-- Data for this task start --

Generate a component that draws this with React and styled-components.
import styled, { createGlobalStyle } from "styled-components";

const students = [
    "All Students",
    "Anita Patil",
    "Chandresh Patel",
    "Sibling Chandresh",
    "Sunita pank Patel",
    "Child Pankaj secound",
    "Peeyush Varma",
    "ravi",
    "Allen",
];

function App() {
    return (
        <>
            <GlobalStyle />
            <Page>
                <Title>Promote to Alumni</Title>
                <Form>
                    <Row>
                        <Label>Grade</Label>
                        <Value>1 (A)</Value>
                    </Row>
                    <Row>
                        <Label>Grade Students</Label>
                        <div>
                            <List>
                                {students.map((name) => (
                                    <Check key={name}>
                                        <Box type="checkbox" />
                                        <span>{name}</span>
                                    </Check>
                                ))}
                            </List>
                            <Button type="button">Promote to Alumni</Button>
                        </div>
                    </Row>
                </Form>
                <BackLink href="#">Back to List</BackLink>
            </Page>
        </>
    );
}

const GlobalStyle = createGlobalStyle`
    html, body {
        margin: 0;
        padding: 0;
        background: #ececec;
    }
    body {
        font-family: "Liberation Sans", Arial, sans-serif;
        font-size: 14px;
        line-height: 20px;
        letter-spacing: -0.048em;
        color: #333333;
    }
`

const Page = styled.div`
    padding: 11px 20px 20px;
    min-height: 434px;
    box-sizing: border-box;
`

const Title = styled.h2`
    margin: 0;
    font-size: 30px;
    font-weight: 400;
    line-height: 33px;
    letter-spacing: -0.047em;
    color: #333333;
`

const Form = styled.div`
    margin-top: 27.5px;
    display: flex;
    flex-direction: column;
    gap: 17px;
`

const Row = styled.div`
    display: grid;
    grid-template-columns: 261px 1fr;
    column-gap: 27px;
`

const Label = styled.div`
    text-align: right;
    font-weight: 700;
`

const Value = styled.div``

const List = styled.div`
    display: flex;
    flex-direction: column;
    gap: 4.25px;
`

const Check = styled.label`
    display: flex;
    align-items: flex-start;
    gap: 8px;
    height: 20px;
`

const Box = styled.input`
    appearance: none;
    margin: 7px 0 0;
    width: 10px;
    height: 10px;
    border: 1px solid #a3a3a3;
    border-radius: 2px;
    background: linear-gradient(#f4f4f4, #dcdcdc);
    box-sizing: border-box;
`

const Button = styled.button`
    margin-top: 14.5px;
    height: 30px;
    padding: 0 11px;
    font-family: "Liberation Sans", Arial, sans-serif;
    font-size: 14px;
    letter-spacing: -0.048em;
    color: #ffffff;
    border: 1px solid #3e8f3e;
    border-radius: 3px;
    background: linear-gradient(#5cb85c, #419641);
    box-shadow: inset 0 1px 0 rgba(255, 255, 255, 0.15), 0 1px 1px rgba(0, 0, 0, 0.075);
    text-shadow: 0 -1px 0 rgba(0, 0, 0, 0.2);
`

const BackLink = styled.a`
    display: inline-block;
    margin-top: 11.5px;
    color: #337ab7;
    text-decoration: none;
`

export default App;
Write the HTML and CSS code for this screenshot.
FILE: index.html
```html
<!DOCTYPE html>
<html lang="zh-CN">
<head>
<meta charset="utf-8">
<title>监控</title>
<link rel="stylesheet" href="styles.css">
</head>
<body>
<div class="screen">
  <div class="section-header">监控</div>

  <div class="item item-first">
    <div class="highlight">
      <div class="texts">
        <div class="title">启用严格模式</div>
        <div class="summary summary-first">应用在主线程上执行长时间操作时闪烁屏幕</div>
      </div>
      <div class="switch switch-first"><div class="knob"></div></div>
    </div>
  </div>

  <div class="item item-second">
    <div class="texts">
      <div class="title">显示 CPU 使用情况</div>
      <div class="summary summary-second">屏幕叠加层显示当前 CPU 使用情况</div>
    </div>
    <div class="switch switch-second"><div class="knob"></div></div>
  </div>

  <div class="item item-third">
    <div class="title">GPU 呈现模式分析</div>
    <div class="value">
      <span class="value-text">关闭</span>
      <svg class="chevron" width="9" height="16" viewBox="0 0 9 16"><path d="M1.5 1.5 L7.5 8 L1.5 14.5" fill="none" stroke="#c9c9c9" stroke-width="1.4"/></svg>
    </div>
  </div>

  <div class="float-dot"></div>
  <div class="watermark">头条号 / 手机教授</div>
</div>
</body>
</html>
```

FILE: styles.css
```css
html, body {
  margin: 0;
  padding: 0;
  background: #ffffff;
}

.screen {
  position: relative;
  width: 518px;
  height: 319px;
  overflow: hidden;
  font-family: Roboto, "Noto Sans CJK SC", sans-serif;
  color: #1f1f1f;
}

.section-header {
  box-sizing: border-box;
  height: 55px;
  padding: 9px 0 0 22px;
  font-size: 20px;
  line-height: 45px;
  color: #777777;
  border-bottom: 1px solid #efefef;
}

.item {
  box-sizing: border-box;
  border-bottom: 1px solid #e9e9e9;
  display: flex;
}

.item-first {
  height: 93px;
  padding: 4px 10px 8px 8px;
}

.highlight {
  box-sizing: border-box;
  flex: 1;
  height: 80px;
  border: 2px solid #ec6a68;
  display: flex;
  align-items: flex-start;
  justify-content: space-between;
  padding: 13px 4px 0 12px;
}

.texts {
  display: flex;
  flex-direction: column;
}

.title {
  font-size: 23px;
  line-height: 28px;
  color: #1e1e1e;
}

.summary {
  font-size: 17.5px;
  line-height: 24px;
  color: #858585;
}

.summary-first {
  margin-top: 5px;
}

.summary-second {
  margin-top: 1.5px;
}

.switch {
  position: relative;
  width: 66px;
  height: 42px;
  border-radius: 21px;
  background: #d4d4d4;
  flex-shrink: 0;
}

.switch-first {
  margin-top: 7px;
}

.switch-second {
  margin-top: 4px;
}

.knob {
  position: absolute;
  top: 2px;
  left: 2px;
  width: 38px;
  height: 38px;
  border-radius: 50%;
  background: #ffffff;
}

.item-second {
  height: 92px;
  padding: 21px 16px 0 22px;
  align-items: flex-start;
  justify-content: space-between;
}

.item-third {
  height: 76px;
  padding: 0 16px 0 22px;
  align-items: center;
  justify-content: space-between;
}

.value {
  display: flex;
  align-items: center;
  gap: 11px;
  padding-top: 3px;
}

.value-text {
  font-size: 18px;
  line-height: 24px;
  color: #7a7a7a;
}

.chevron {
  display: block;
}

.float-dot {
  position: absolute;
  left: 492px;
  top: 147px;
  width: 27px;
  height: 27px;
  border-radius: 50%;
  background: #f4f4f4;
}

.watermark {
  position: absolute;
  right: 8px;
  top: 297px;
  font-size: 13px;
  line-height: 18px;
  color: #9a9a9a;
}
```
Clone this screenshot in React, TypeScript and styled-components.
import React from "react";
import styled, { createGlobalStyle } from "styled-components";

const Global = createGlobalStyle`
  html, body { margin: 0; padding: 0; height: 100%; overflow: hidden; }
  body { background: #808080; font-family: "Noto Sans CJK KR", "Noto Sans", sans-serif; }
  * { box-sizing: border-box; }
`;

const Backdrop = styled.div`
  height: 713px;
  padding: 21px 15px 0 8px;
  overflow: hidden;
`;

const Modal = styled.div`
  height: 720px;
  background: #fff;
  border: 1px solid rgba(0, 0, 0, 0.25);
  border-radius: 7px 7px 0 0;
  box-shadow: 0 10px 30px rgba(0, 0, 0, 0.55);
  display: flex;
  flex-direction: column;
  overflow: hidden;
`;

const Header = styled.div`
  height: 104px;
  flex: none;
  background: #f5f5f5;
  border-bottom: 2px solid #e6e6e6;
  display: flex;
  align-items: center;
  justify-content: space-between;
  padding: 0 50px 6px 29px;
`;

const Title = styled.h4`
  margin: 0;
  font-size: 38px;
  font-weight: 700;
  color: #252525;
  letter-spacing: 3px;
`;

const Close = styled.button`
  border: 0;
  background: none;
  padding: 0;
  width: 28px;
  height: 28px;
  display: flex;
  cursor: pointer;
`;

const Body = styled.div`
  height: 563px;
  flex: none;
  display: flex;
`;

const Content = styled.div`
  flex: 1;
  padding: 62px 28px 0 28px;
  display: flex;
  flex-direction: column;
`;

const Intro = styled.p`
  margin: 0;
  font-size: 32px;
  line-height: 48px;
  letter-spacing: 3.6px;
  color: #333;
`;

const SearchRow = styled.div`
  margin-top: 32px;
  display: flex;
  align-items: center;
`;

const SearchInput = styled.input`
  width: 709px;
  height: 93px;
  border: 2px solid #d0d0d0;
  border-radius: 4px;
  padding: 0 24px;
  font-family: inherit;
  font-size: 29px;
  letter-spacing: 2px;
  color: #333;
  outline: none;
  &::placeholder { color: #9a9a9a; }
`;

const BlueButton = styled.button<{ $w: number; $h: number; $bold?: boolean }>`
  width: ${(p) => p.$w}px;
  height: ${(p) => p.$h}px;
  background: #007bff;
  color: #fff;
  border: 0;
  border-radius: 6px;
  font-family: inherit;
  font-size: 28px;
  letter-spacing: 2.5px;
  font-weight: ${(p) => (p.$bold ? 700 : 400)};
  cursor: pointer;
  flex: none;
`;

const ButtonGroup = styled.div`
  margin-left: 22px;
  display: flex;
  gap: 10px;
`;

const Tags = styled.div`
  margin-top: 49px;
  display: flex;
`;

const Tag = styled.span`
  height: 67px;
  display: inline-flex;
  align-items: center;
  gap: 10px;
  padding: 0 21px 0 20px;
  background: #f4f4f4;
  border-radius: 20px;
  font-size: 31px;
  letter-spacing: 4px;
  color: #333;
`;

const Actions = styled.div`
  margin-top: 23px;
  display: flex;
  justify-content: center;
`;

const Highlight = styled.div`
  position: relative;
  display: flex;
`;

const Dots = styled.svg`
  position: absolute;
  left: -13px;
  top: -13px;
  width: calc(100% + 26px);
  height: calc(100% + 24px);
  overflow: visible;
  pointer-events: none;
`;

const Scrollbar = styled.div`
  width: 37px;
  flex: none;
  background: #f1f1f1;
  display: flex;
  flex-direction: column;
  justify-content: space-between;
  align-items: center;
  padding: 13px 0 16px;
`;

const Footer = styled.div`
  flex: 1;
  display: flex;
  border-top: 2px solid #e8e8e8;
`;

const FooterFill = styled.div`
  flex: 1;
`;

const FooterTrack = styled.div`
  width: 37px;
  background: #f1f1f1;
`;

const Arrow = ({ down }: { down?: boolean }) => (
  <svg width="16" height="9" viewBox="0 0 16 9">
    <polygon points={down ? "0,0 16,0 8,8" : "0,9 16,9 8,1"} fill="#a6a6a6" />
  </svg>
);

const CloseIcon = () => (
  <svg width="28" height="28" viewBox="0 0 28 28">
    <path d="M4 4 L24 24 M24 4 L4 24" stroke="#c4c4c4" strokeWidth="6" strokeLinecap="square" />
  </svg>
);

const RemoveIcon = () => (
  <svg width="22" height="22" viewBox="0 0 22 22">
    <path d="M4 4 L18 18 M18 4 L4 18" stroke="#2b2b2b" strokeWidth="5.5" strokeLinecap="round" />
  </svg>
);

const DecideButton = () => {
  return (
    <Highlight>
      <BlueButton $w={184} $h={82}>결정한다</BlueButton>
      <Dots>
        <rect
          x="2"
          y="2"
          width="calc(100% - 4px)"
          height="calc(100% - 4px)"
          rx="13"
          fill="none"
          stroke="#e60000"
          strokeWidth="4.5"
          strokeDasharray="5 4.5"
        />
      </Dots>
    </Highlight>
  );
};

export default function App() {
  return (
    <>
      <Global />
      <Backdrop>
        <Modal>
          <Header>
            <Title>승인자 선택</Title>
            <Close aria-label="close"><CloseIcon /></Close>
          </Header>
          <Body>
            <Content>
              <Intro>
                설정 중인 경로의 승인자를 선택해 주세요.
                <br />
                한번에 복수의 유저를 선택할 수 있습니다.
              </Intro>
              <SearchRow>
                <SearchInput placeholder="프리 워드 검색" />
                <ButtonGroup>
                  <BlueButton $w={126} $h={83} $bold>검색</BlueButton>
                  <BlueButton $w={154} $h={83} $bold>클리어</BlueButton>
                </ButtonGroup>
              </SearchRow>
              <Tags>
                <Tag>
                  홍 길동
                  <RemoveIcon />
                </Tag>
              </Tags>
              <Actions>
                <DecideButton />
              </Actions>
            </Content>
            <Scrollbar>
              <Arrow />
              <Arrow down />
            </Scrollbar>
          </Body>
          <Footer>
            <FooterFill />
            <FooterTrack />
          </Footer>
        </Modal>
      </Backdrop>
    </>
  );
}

-- Data for this task end --

- Task to carry out -
Copy the lines from the entries above in which the word "React" appears.

- Right answer -
Generate a component that draws this with React and styled-components.
Clone this screenshot in React, TypeScript and styled-components.
import React from "react";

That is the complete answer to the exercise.